Para isso, por vezes, é preciso colocarmos-nos no lugar dos outros. De Tom, incapaz de maltratar seja quem for, mas incapaz, pelo tribunal e pela mentalidade social, de ser decretado inocente; de Boo Radley, incapaz de fazer amigos entre as quatro paredes em que vive, mas com vontade de se mostrar boa pessoa; de Calpurnia, a empregada negra da família Finch, cujo papel na boa educação daquela família os mais conservadores não vão (pelo menos nesta época) compreender facilmente.

São inúmeros os episódios marcantes desta obra, como as investidas à casa dos Radleys, a ida à igreja com a Calpurnia, as visitas a Mrs.
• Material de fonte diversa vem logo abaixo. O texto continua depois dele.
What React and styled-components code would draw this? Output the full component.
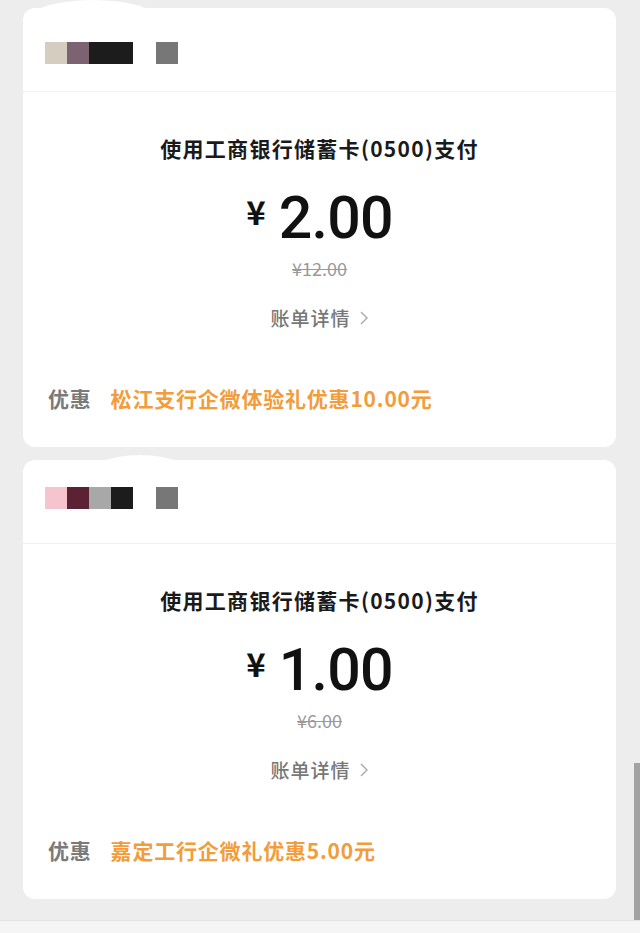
import styled, { createGlobalStyle } from "styled-components";

const GlobalStyle = createGlobalStyle`
  html, body {
    margin: 0;
    padding: 0;
    background: #ededed;
  }
  body {
    font-family: "Noto Sans CJK SC", "Noto Sans", sans-serif;
  }
`;

const Page = styled.div`
  position: relative;
  width: 640px;
  height: 933px;
  overflow: hidden;
  background: #ededed;
  display: flex;
  flex-direction: column;
`;

const List = styled.div`
  display: flex;
  flex-direction: column;
  gap: 13px;
  padding: 8px 24px 0 23px;
  flex: 1;
`;

const Card = styled.div`
  position: relative;
  background: #fff;
  border-radius: 12px;
  height: 439px;
  display: flex;
  flex-direction: column;
`;

// white blur left over from the redacted shop name
const Smudge = styled.div`
  position: absolute;
  top: ${(p) => p.$top}px;
  left: ${(p) => p.$left}px;
  width: ${(p) => p.$width}px;
  height: 24px;
  border-radius: 50% 50% 0 0 / 100% 100% 0 0;
  background: #fff;
`;

const Header = styled.div`
  height: 84px;
  box-sizing: border-box;
  padding: ${(p) => p.$offset}px 0 0 22px;
  border-bottom: 1px solid #f1f1f1;
  display: flex;
  align-items: flex-start;
`;

const Pixel = styled.span`
  display: block;
  width: ${(p) => p.$w || 22}px;
  height: 22px;
  margin-right: ${(p) => p.$gap || 0}px;
  background: ${(p) => p.$color};
`;

const Body = styled.div`
  display: flex;
  flex-direction: column;
  align-items: center;
  padding: 41px 25px 0;
`;

const Title = styled.div`
  font-size: 21px;
  line-height: 30px;
  font-weight: 700;
  letter-spacing: 1.3px;
  color: #1a1a1a;
`;

const Amount = styled.div`
  display: flex;
  align-items: flex-start;
  margin-top: 24px;
  height: 62px;
  color: #111;
`;

const Yen = styled.span`
  font-family: "Noto Sans CJK SC", sans-serif;
  font-size: 33px;
  line-height: 40px;
  font-weight: 700;
  margin: 4px 13px 0 0;
`;

const Digits = styled.span`
  font-family: Roboto, "Noto Sans", sans-serif;
  font-size: 59px;
  line-height: 62px;
  font-weight: 500;
  letter-spacing: -0.8px;
`;

const Original = styled.div`
  margin-top: 7px;
  font-size: 18px;
  line-height: 24px;
  color: #9a9a9a;
  text-decoration: line-through;
  text-decoration-thickness: 1px;
`;

const Details = styled.div`
  margin-top: 24px;
  display: flex;
  align-items: center;
  gap: 8px;
  font-size: 19px;
  line-height: 28px;
  font-weight: 500;
  letter-spacing: 1px;
  color: #777;
`;

const Promo = styled.div`
  align-self: stretch;
  margin-top: 52px;
  display: flex;
  align-items: center;
  gap: 19px;
  font-size: 21px;
  line-height: 28px;
  font-weight: 700;
  letter-spacing: 0.8px;
`;

const PromoLabel = styled.span`
  color: #7a7a7a;
`;

const PromoText = styled.span`
  color: #f29c3a;
`;

const Footer = styled.div`
  height: 13px;
  margin-top: 21px;
  background: #f5f5f5;
  border-top: 1px solid #e2e2e2;
`;

const ScrollThumb = styled.div`
  position: absolute;
  right: 0;
  top: 763px;
  width: 6px;
  height: 157px;
  background: #a3a3a3;
`;

const Chevron = () => (
  <svg width="10" height="16" viewBox="0 0 10 16">
    <polyline
      points="2,2 8,8 2,14"
      fill="none"
      stroke="#a8a8a8"
      strokeWidth="1.4"
    />
  </svg>
);

const orders = [
  {
    offset: 34,
    smudge: { top: -8, left: 0, width: 140 },
    pixels: [
      { color: "#d6cdc1" },
      { color: "#7b6371" },
      { color: "#1c1c1c", w: 44, gap: 23 },
      { color: "#777777" },
    ],
    amount: "2.00",
    original: "¥12.00",
    promo: "松江支行企微体验礼优惠10.00元",
  },
  {
    offset: 27,
    smudge: { top: -5, left: 62, width: 110 },
    pixels: [
      { color: "#f6c4cc" },
      { color: "#5b2233" },
      { color: "#a8a8a8" },
      { color: "#1c1c1c", gap: 23 },
      { color: "#777777" },
    ],
    amount: "1.00",
    original: "¥6.00",
    promo: "嘉定工行企微礼优惠5.00元",
  },
];

const App = () => {
  return (
    <Page>
      <GlobalStyle />
      <List>
        {orders.map((o, i) => (
          <Card key={i}>
            <Smudge
              $top={o.smudge.top}
              $left={o.smudge.left}
              $width={o.smudge.width}
            />
            <Header $offset={o.offset}>
              {o.pixels.map((p, j) => (
                <Pixel key={j} $color={p.color} $w={p.w} $gap={p.gap} />
              ))}
            </Header>
            <Body>
              <Title>使用工商银行储蓄卡(0500)支付</Title>
              <Amount>
                <Yen>¥</Yen>
                <Digits>{o.amount}</Digits>
              </Amount>
              <Original>{o.original}</Original>
              <Details>
                账单详情
                <Chevron />
              </Details>
              <Promo>
                <PromoLabel>优惠</PromoLabel>
                <PromoText>{o.promo}</PromoText>
              </Promo>
            </Body>
          </Card>
        ))}
      </List>
      <Footer />
      <ScrollThumb />
    </Page>
  );
};

export default App;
Dubose, o longo julgamento de Tom Robinson e sobretudo a cena final do regresso a casa após a peça da escola. Sem spoilers, porque mesmo que quisesse nunca conseguiria contar de forma tão especial e transmitir o que a leitura desta obra transmite. 

No final, o que resta é esta inocência particular que as crianças têm, esta forma simples e perspicaz de verem as coisas sem preconceitos, sem constrangimentos, sem consciência social à mistura. E ao verem a injustiça a tomar conta das suas vidas, ao perceberem que muitas cotovias tiveram e têm de morrer até que possa haver igualdade e fazer-se justiça... choram, não compreendem, não conseguem conceber tamanha maldade, tamanha injustiça. "Quando isso acontece... parece que só as crianças é que choram."